-- Written problem --
In the listing below, find every line with the string "index" and pull it out.

-- Recorded information --
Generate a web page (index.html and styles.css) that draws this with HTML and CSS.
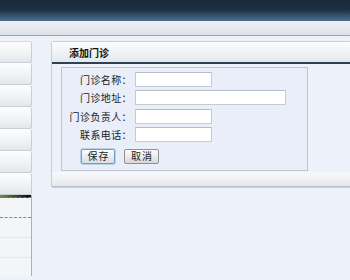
FILE: index.html
```html
<!DOCTYPE html>
<html>
<head>
<meta charset="utf-8">
<link rel="stylesheet" href="styles.css">
</head>
<body>
<div class="top"></div>
<div class="bar"></div>
<div class="main">
  <aside class="side">
    <div class="menu">
      <div class="item"></div>
      <div class="item"></div>
      <div class="item"></div>
      <div class="item"></div>
      <div class="item"></div>
      <div class="item"></div>
      <div class="item"></div>
    </div>
    <div class="sub">
      <div class="sub-line"></div>
      <div class="sub-row dashed"></div>
      <div class="sub-row"></div>
      <div class="sub-row"></div>
    </div>
  </aside>
  <section class="panel">
    <div class="panel-head">添加门诊</div>
    <div class="panel-body">
      <div class="form">
        <label class="lbl">门诊名称：</label><input class="inp short" type="text">
        <label class="lbl">门诊地址：</label><input class="inp long" type="text">
        <label class="lbl">门诊负责人：</label><input class="inp short" type="text">
        <label class="lbl">联系电话：</label><input class="inp short" type="text">
        <div class="btns">
          <button class="btn save">保存</button>
          <button class="btn cancel">取消</button>
        </div>
      </div>
    </div>
    <div class="panel-foot"></div>
  </section>
</div>
</body>
</html>
```
FILE: styles.css
```css
html, body {
  margin: 0;
  padding: 0;
  width: 350px;
  height: 280px;
  overflow: hidden;
  background: #edf1f9;
  font-family: "Noto Sans CJK SC", "Noto Sans", sans-serif;
  font-size: 10px;
  color: #222;
}
.top {
  height: 21px;
  background: linear-gradient(#1b2a3c 0, #1e2f43 45%, #4d6f90 100%);
}
.bar {
  height: 14px;
  background: linear-gradient(#eef1f4, #dde2e6);
  border-bottom: 1px solid #9ca6ae;
}
.main {
  display: flex;
  align-items: flex-start;
  padding-top: 5px;
  width: 350px;
  overflow: hidden;
}
.side {
  width: 32px;
  flex: none;
}
.menu {
  display: flex;
  flex-direction: column;
}
.item {
  height: 21px;
  border: 1px solid #c8ced5;
  border-left: none;
  border-top: none;
  border-radius: 0 3px 3px 0;
  background: linear-gradient(#fdfdfe, #f1f3f6 55%, #e3e7eb);
}
.item:first-child {
  border-top: 1px solid #d6dbe1;
  height: 20px;
}
.sub {
  width: 31px;
  height: 81px;
  border-right: 1px solid #aab2bd;
  background: #f3f5f9;
}
.sub-line {
  height: 2px;
  background: linear-gradient(90deg, #6f8c46, #3d4f25 50%, #111 90%);
  border-bottom: 1px dashed #777;
}
.sub-row {
  height: 19px;
  border-bottom: 1px solid #e4e8ee;
}
.sub-row.dashed {
  border-bottom: 1px dashed #888;
}
.panel {
  margin-left: 19px;
  width: 320px;
  flex: none;
  border: 1px solid #c9cfd7;
  border-right: none;
  border-radius: 3px 0 0 3px;
  background: #edf1f9;
}
.panel-head {
  height: 20px;
  line-height: 21px;
  padding-left: 17px;
  font-weight: bold;
  color: #111;
  background: linear-gradient(#fbfcfd, #eef1f4 60%, #e4e8ec);
  border-bottom: 2px solid #2e4052;
}
.panel-body {
  padding: 3px 9px 0;
}
.form {
  width: 245px;
  height: 98px;
  border: 1px solid #bcc6d2;
  background: #e9eef8;
  display: grid;
  grid-template-columns: 70px auto;
  column-gap: 3px;
  row-gap: 3.5px;
  align-content: start;
  justify-items: start;
  padding-top: 3.5px;
}
.lbl {
  justify-self: end;
  align-self: center;
  line-height: 15px;
  letter-spacing: 0.4px;
  color: #222;
}
.inp {
  height: 15px;
  box-sizing: border-box;
  border: 1px solid #c4cbd5;
  border-top-color: #b5bdc8;
  background: #fff;
  margin: 0;
  padding: 0 2px;
  font-size: 10px;
}
.inp.short { width: 77px; }
.inp.long { width: 151px; }
.btns {
  grid-column: 1 / 3;
  display: flex;
  gap: 9px;
  padding-left: 19px;
  margin-top: 3px;
}
.btn {
  height: 15px;
  box-sizing: border-box;
  padding: 0 0 0 1px;
  font-family: "Noto Sans CJK SC", sans-serif;
  font-size: 10px;
  line-height: 12px;
  letter-spacing: 1px;
  color: #222;
  border-radius: 2px;
}
.save {
  width: 34px;
  border: 1px solid #6d9cc6;
  box-shadow: 0 0 0 1px #b9d3ea;
  background: linear-gradient(#fefefe, #e9edf2 50%, #d9dfe6);
}
.cancel {
  width: 35px;
  border: 1px solid #8c9096;
  background: linear-gradient(#fdfdfd, #ececec 50%, #d8d8d8);
}
.panel-foot {
  height: 14px;
  margin-top: 1px;
  background: linear-gradient(#f7f9fb, #eef1f4 60%, #e2e6ea);
  border-bottom: 1px solid #b8c0c9;
}
```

-- The completed task --
Generate a web page (index.html and styles.css) that draws this with HTML and CSS.
FILE: index.html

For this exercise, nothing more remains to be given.